Wednesday, 2 September 2015

Let's Brew Wednesday - 1955 Flowers IPA

I’m sticking with my 1950’s Flowers theme. There is sort of a point to it. No, not sort of. There is a point.

To show the full range of beers coming out of a brewery in the 1950’s. In some cases, it’s surprisingly few. Not at Flowers. They brewed at least nine beers 4 Pale Ales, and one each of IPA, Mild, Brown Ale, Strong Ale and Stout. Though, a bit like many modern English brewers, they had several Pale Ales of fairly similar gravities. One of which we’re looking at now: IPA.

I don’t know if this was a draught beer as well as bottled. But it looks very similar to a type I sometimes call “Southern IPA”. A couple of London brewers, at least, made one. Like Whitbread. Theirs from 1955 has the same gravity as this, 1034º, but is more highly attenuated and more heavily hopped*. Barclay Perkins brewed this type of low-gravity IPA, too.
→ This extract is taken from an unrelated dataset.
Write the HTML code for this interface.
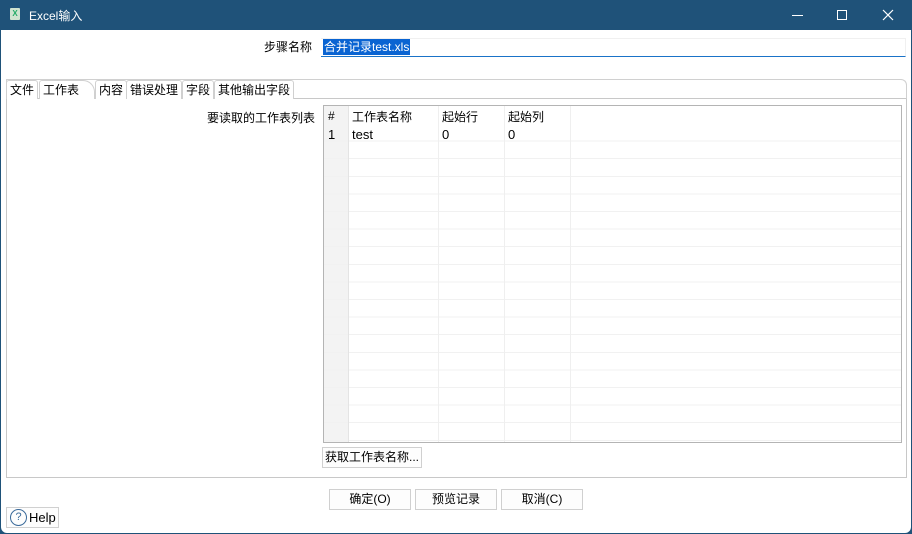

Though I’m not sure if it survived as long as 1955.

Talking of hopping, this is the most heavily hopped of Flowers Pale Ales, in terms of pounds per quarter. Which is the best way, as it takes gravity out of the equation. 7.5 lbs in the case of IPA, 7.25 lbs for Green Label and OB, 6 lbs for PX and LA. It’s not a huge difference, but it is there.

The recipe is uncomplicated: pale malt, sugar, malt extract and Goldings. Not a huge amount I can say about that, is there? No. 1 is a guess, as the log just says “invert”. There’s a touch of some sugar called DSI, too. No idea what that is.

Er, that’s it. Nothing left but to pass you over to me for the recipe . . . . . .

1955 Flowers IPA
pale malt 7.00 lb 93.32%
No. 1 invert 0.38 lb 5.01%
malt extract 0.13 lb 1.67%
Goldings 90 min 0.75 oz
Goldings 60 min 0.75 oz
Goldings 30 min 0.75 oz
OG 1034.2
FG 1009
ABV 3.33
Apparent attenuation 73.68%
IBU 36
Mash at 153º F
Sparge at 160º F
Boil time 90 minutes
pitching temp 60º F
Yeast WLP007 Dry English Ale

* Whitbread brewing record held at the London Metropolitan Archives, document number LMA/4453/D/01/122


Gary Gillman said...

Notable low use of sugar here and decent hopping. Attenuation tends to modern but it always was relative probably for exported pale ale. Creditable, early (50's) acknowledgement to history except for ABV.


Andy said...

Any idea what gives with the use of malt extract?

A Brew Rat said...

I am still trying to figure out the reason for the small amount of malt extract they added to these 1950s ales.

Ron Pattinson said...

I really don't know why they used a bit of malt extrract. My only guess is that it was highly diastatic and they used it as a substitute for malt from Californian barley. Flowers weren't the only brewery up to this in the 1950's. Strong, Ushers, Robert Younger, Maclay, Drybrough and Eldridge Pope all did, too.